In 1972 he accepted the position of Probation Officer-in-Charge for the Dukes County District Court. The family moved to the Vineyard, and Jack and Mary built a home on land that had previously been Cyrus Norton’s commercial apple orchard. He spent the next 26 years serving as probation officer. Stern but compassionate, he focused on helping the youth of the community and counseled countless families and individuals in crisis.
During this period he was a counselor at Martha’s Vineyard Community Services and was an interim minister at St. Andrew’s Church in Edgartown.
He loved the Vineyard and spending time outdoors with his sons, fishing, playing ball and encouraging them in all their endeavors. He even worked for a time as a commercial scallop fisherman. He was an avid long-distance runner and was a perennial winner of his age group in the Chilmark Road Race.
Jack and Mary divorced in 1985.
He began a relationship with Carol Carrick in 1990. They traveled together extensively in the states and abroad and bought a house together in Gulfport, Fla. Carol died in 2013.
He is survived by his sister Beverly and her children, his son Steve and wife Carol, and their children Ace and Maxine, his son Paul and his children James and William, and his son Tim.

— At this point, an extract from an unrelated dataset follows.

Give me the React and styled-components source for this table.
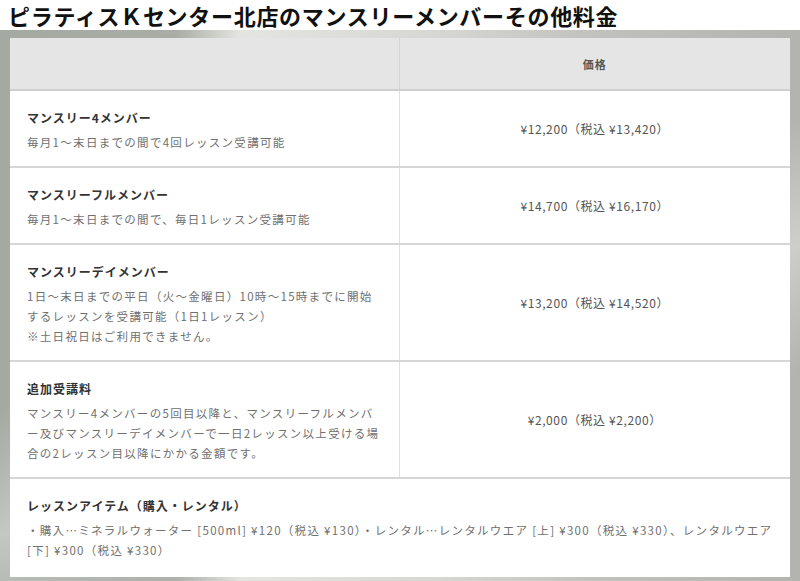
import React from "react";
import styled, { createGlobalStyle } from "styled-components";

const GlobalStyle = createGlobalStyle`
	html, body {
		margin: 0;
		padding: 0;
		background: #ffffff;
	}
	body {
		font-family: "Noto Sans CJK JP", "Noto Sans", sans-serif;
		width: 800px;
		height: 581px;
		overflow: hidden;
	}
`;

const Page = styled.div`
	width: 800px;
	height: 581px;
	display: flex;
	flex-direction: column;
`;

const Title = styled.h1`
	margin: 0;
	height: 30px;
	padding-left: 8px;
	font-size: 22px;
	line-height: 30px;
	font-weight: 700;
	color: #111;
	letter-spacing: 0.7px;
	white-space: nowrap;
`;

const Backdrop = styled.div`
	flex: 1;
	padding: 8px 10px 0 10px;
	background:
		linear-gradient(160deg, transparent 0%, transparent 45%, rgba(255, 255, 255, 0.35) 60%, transparent 75%),
		linear-gradient(90deg, #a4a9a2 0%, #a9ada6 22%, #e4e4e0 30%, #d6d6d2 55%, #c0c1bc 75%, #b3b4af 100%);
`;

const Table = styled.table`
	width: 780px;
	border-collapse: collapse;
	table-layout: fixed;
	background: #ffffff;
`;

const HeadCell = styled.th`
	height: 51px;
	padding: 0;
	background: #e5e5e5;
	font-size: 11px;
	font-weight: 700;
	color: #555;
	letter-spacing: 1px;
	text-align: center;
	border-bottom: 2px solid #cfcfcf;
	border-left: ${(p) => (p.$divided ? "1px solid #d4d4d4" : "none")};
`;

const Row = styled.tr`
	border-bottom: 2px solid #d6d6d6;
	&:last-child {
		border-bottom: none;
	}
`;

const LabelCell = styled.td`
	padding: 16px 17px ${(p) => (p.$last ? "17px" : "14px")};
	vertical-align: middle;
`;

const PriceCell = styled.td`
	padding: 0 10px;
	text-align: center;
	vertical-align: middle;
	font-size: 12px;
	color: #555;
	letter-spacing: 0.6px;
	border-left: 1px solid #e0e0e0;
`;

const ItemName = styled.div`
	font-size: 12px;
	line-height: 22px;
	font-weight: 700;
	color: #333;
	letter-spacing: 1px;
	margin-bottom: 3px;
`;

const ItemNote = styled.div`
	font-size: 11.5px;
	line-height: 20px;
	color: #707070;
	letter-spacing: 1.3px;
`;

const plans = [
	{
		name: "マンスリー4メンバー",
		notes: ["毎月1〜末日までの間で4回レッスン受講可能"],
		price: "¥12,200（税込 ¥13,420）",
	},
	{
		name: "マンスリーフルメンバー",
		notes: ["毎月1〜末日までの間で、毎日1レッスン受講可能"],
		price: "¥14,700（税込 ¥16,170）",
	},
	{
		name: "マンスリーデイメンバー",
		notes: [
			"1日〜末日までの平日（火〜金曜日）10時〜15時までに開始",
			"するレッスンを受講可能（1日1レッスン）",
			"※土日祝日はご利用できません。",
		],
		price: "¥13,200（税込 ¥14,520）",
	},
	{
		name: "追加受講料",
		notes: [
			"マンスリー4メンバーの5回目以降と、マンスリーフルメンバ",
			"ー及びマンスリーデイメンバーで一日2レッスン以上受ける場",
			"合の2レッスン目以降にかかる金額です。",
		],
		price: "¥2,000（税込 ¥2,200）",
	},
];

const App = () => {
	return (
		<Page>
			<GlobalStyle />
			<Title>ピラティスＫセンター北店のマンスリーメンバーその他料金</Title>
			<Backdrop>
				<Table>
					<colgroup>
						<col style={{ width: "389px" }} />
						<col />
					</colgroup>
					<thead>
						<tr>
							<HeadCell></HeadCell>
							<HeadCell $divided>価格</HeadCell>
						</tr>
					</thead>
					<tbody>
						{plans.map((plan) => (
							<Row key={plan.name}>
								<LabelCell>
									<ItemName>{plan.name}</ItemName>
									{plan.notes.map((line) => (
										<ItemNote key={line}>{line}</ItemNote>
									))}
								</LabelCell>
								<PriceCell>{plan.price}</PriceCell>
							</Row>
						))}
						<Row>
							<LabelCell colSpan={2} $last>
								<ItemName>レッスンアイテム（購入・レンタル）</ItemName>
								<ItemNote>
									・購入…ミネラルウォーター [500ml] ¥120（税込 ¥130）・レンタル…レンタルウエア [上] ¥300（税込 ¥330）、レンタルウエア
								</ItemNote>
								<ItemNote>[下] ¥300（税込 ¥330）</ItemNote>
							</LabelCell>
						</Row>
					</tbody>
				</Table>
			</Backdrop>
		</Page>
	);
};

export default App;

Jack will be forever immortalized as the person holding the “Beach Closed” sign as it gets hammered into the sand in the movie Jaws. He will be remembered for his humbleness, kindness, compassion, sense of humor,and good deeds. He will be interred at his family plot in St. Louis.
In his memory, Jack asked that we “Pray for peace, love, reconciliation, justice, equality, and to walk humbly with God.”